* **Set exercise**
Write out the entries below once more, exactly, with the pictures left out.

* **Data shown**

"""

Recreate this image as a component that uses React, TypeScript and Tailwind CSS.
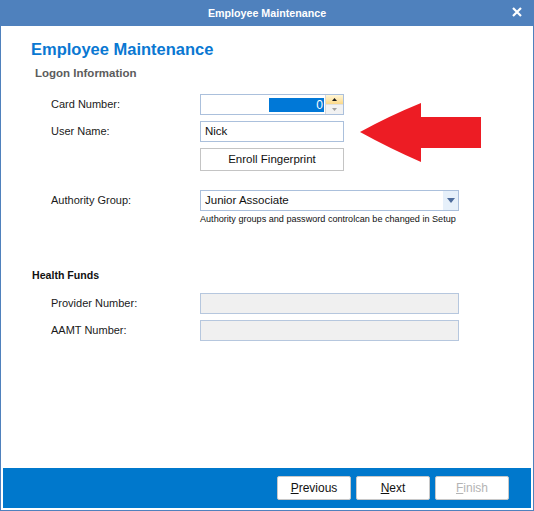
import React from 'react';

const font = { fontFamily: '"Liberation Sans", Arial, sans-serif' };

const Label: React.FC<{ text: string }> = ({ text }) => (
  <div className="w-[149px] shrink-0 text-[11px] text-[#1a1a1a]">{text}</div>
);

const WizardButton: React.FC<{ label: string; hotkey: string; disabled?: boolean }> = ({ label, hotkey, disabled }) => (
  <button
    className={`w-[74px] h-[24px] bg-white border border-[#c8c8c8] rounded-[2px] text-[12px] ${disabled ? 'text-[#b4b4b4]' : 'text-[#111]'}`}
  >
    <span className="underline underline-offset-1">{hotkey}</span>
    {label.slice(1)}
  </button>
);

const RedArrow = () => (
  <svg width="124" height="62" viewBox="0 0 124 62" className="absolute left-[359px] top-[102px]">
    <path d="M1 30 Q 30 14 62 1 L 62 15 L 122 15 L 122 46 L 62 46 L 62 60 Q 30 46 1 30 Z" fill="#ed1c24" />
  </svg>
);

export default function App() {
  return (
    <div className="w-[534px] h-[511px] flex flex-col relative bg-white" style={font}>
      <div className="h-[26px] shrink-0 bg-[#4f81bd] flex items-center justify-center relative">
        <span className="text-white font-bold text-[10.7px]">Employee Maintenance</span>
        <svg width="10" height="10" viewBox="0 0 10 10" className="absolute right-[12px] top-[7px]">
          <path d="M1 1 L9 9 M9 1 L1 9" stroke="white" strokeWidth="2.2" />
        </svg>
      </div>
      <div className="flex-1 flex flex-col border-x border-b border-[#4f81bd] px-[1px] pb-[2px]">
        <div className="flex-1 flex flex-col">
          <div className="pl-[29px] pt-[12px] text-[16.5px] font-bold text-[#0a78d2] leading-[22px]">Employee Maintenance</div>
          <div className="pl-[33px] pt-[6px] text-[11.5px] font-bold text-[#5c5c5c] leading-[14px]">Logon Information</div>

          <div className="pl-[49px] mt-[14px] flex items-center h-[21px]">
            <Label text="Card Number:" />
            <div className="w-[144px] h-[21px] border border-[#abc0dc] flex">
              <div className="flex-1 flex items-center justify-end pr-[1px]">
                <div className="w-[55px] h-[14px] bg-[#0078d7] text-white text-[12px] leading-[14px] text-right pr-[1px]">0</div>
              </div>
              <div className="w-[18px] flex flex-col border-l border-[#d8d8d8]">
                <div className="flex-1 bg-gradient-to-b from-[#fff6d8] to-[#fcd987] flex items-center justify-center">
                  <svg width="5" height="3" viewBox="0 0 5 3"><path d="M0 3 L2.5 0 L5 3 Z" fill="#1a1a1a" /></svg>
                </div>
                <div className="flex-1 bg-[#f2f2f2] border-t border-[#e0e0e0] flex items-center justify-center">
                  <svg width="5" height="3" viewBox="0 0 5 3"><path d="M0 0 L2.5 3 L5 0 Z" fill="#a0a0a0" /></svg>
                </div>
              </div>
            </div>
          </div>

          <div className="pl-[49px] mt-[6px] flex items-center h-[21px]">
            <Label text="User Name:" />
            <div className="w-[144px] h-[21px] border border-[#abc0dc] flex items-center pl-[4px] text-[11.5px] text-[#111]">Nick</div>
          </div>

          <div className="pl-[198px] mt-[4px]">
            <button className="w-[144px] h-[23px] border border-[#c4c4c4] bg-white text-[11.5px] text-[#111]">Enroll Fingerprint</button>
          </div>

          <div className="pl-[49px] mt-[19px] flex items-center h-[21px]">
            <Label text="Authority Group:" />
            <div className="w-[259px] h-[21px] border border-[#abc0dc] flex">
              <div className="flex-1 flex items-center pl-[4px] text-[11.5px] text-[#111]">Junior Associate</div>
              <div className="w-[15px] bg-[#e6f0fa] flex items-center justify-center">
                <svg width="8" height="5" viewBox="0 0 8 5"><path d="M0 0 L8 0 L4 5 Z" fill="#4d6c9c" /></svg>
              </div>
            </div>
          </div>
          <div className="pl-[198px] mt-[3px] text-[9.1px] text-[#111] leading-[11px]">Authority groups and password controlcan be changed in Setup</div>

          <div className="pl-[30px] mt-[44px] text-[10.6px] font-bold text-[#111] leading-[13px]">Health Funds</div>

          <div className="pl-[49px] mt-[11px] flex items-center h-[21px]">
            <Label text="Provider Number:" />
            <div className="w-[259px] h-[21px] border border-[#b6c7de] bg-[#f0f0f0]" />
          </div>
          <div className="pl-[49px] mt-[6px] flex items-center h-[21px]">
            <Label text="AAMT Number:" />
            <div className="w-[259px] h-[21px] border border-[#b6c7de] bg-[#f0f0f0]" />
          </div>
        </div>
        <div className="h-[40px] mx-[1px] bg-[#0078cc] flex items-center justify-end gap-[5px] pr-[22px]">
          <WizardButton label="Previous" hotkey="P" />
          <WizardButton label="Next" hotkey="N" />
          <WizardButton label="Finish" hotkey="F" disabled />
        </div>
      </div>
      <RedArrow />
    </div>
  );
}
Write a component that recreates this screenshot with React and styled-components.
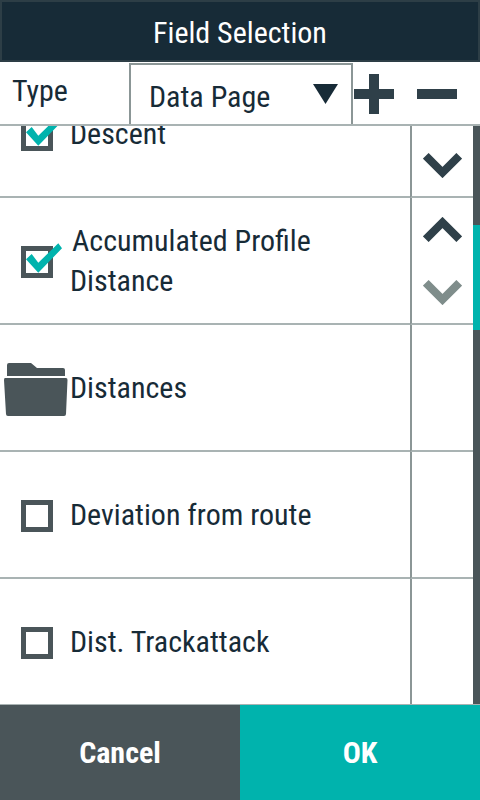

"""

* **Solution to this exercise**
Recreate this image as a component that uses React, TypeScript and Tailwind CSS.
import React from 'react';

const font = { fontFamily: '"Liberation Sans", Arial, sans-serif' };

const Label: React.FC<{ text: string }> = ({ text }) => (
  <div className="w-[149px] shrink-0 text-[11px] text-[#1a1a1a]">{text}</div>
);

const WizardButton: React.FC<{ label: string; hotkey: string; disabled?: boolean }> = ({ label, hotkey, disabled }) => (
  <button
    className={`w-[74px] h-[24px] bg-white border border-[#c8c8c8] rounded-[2px] text-[12px] ${disabled ? 'text-[#b4b4b4]' : 'text-[#111]'}`}
  >
    <span className="underline underline-offset-1">{hotkey}</span>
    {label.slice(1)}
  </button>
);

const RedArrow = () => (
  <svg width="124" height="62" viewBox="0 0 124 62" className="absolute left-[359px] top-[102px]">
    <path d="M1 30 Q 30 14 62 1 L 62 15 L 122 15 L 122 46 L 62 46 L 62 60 Q 30 46 1 30 Z" fill="#ed1c24" />
  </svg>
);

export default function App() {
  return (
    <div className="w-[534px] h-[511px] flex flex-col relative bg-white" style={font}>
      <div className="h-[26px] shrink-0 bg-[#4f81bd] flex items-center justify-center relative">
        <span className="text-white font-bold text-[10.7px]">Employee Maintenance</span>
        <svg width="10" height="10" viewBox="0 0 10 10" className="absolute right-[12px] top-[7px]">
          <path d="M1 1 L9 9 M9 1 L1 9" stroke="white" strokeWidth="2.2" />
        </svg>
      </div>
      <div className="flex-1 flex flex-col border-x border-b border-[#4f81bd] px-[1px] pb-[2px]">
        <div className="flex-1 flex flex-col">
          <div className="pl-[29px] pt-[12px] text-[16.5px] font-bold text-[#0a78d2] leading-[22px]">Employee Maintenance</div>
          <div className="pl-[33px] pt-[6px] text-[11.5px] font-bold text-[#5c5c5c] leading-[14px]">Logon Information</div>

          <div className="pl-[49px] mt-[14px] flex items-center h-[21px]">
            <Label text="Card Number:" />
            <div className="w-[144px] h-[21px] border border-[#abc0dc] flex">
              <div className="flex-1 flex items-center justify-end pr-[1px]">
                <div className="w-[55px] h-[14px] bg-[#0078d7] text-white text-[12px] leading-[14px] text-right pr-[1px]">0</div>
              </div>
              <div className="w-[18px] flex flex-col border-l border-[#d8d8d8]">
                <div className="flex-1 bg-gradient-to-b from-[#fff6d8] to-[#fcd987] flex items-center justify-center">
                  <svg width="5" height="3" viewBox="0 0 5 3"><path d="M0 3 L2.5 0 L5 3 Z" fill="#1a1a1a" /></svg>
                </div>
                <div className="flex-1 bg-[#f2f2f2] border-t border-[#e0e0e0] flex items-center justify-center">
                  <svg width="5" height="3" viewBox="0 0 5 3"><path d="M0 0 L2.5 3 L5 0 Z" fill="#a0a0a0" /></svg>
                </div>
              </div>
            </div>
          </div>

          <div className="pl-[49px] mt-[6px] flex items-center h-[21px]">
            <Label text="User Name:" />
            <div className="w-[144px] h-[21px] border border-[#abc0dc] flex items-center pl-[4px] text-[11.5px] text-[#111]">Nick</div>
          </div>

          <div className="pl-[198px] mt-[4px]">
            <button className="w-[144px] h-[23px] border border-[#c4c4c4] bg-white text-[11.5px] text-[#111]">Enroll Fingerprint</button>
          </div>

          <div className="pl-[49px] mt-[19px] flex items-center h-[21px]">
            <Label text="Authority Group:" />
            <div className="w-[259px] h-[21px] border border-[#abc0dc] flex">
              <div className="flex-1 flex items-center pl-[4px] text-[11.5px] text-[#111]">Junior Associate</div>
              <div className="w-[15px] bg-[#e6f0fa] flex items-center justify-center">
                <svg width="8" height="5" viewBox="0 0 8 5"><path d="M0 0 L8 0 L4 5 Z" fill="#4d6c9c" /></svg>
              </div>
            </div>
          </div>
          <div className="pl-[198px] mt-[3px] text-[9.1px] text-[#111] leading-[11px]">Authority groups and password controlcan be changed in Setup</div>

          <div className="pl-[30px] mt-[44px] text-[10.6px] font-bold text-[#111] leading-[13px]">Health Funds</div>

          <div className="pl-[49px] mt-[11px] flex items-center h-[21px]">
            <Label text="Provider Number:" />
            <div className="w-[259px] h-[21px] border border-[#b6c7de] bg-[#f0f0f0]" />
          </div>
          <div className="pl-[49px] mt-[6px] flex items-center h-[21px]">
            <Label text="AAMT Number:" />
            <div className="w-[259px] h-[21px] border border-[#b6c7de] bg-[#f0f0f0]" />
          </div>
        </div>
        <div className="h-[40px] mx-[1px] bg-[#0078cc] flex items-center justify-end gap-[5px] pr-[22px]">
          <WizardButton label="Previous" hotkey="P" />
          <WizardButton label="Next" hotkey="N" />
          <WizardButton label="Finish" hotkey="F" disabled />
        </div>
      </div>
      <RedArrow />
    </div>
  );
}
Write a component that recreates this screenshot with React and styled-components.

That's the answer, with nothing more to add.